Soon after the long-distance companies announced their new charges, several prominent Republicans-including House Speaker Newt Gingrich of Georgia and Thomas Bliley Jr., the Virginian who chairs the House Commerce Committee-began publicly referring to the E-rate as the “Gore tax,” linking the program to Vice President Gore’s goal of connecting all the nation’s schools.

This perplexed some. “I don’t know how the E-rate got tied to Al Gore,” says Sandy Zimmet, a legislative assistant for Representative Constance Morella of Maryland. Morella, a Republican, was the initial sponsor of the E-rate provision in the House. “It’s a problem,” Zimmet adds, “because we’ve lost support from a lot of Republicans who supported this amendment. Everybody’s lying low.”

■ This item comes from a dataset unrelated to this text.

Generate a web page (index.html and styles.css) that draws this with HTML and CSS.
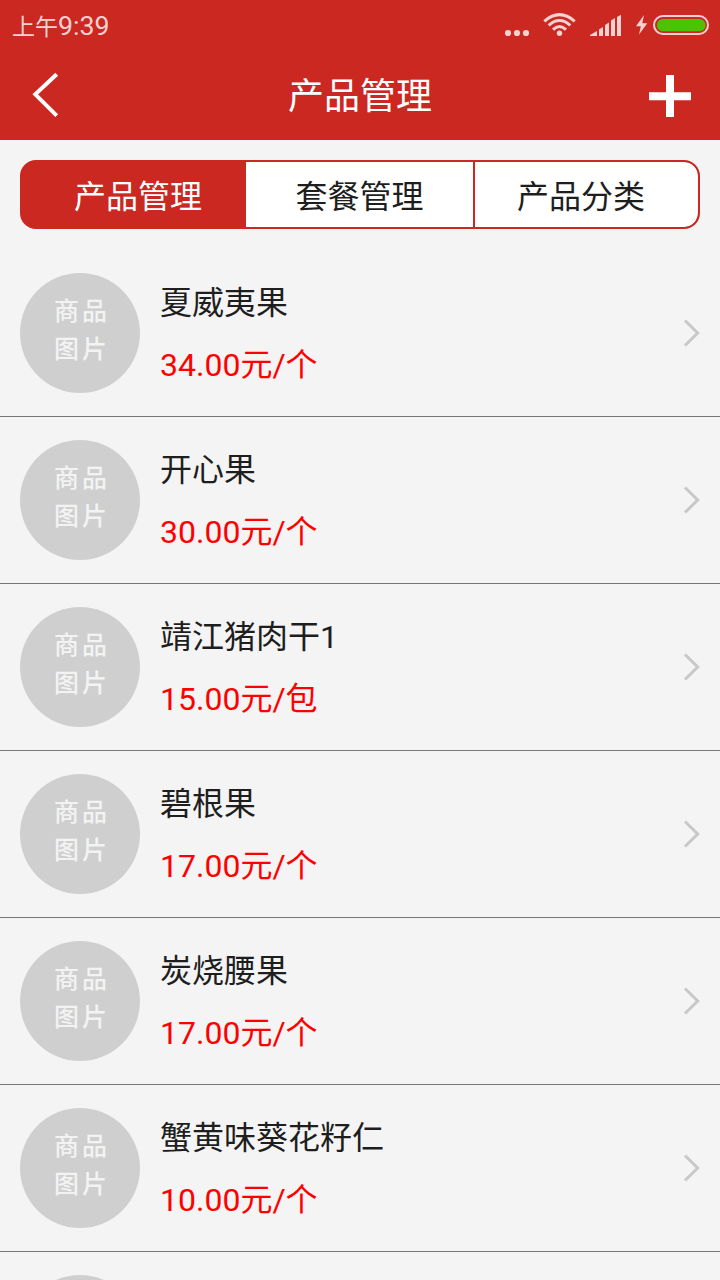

In early June, leaders of the House and Senate commerce committees wrote to the FCC asking it to suspend the E-rate program. Instead, the FCC scaled it back-promising to give out $1.9 billion over 18 months instead of $2.3 billion over 12 months. The Schools and Libraries Corp. now predicts the money will start to flow to districts some time this fall.

Bruce Hunter, director of government relations for the American Association of School Administrators, believes the E-rate’s best hope for survival at this point is for the SLC to start delivering the promised discounts to districts like Jose Alvarado’s in California. “Disrupting a program that’s operating,” he says, “is much more difficult than disrupting a program that’s waiting to be.”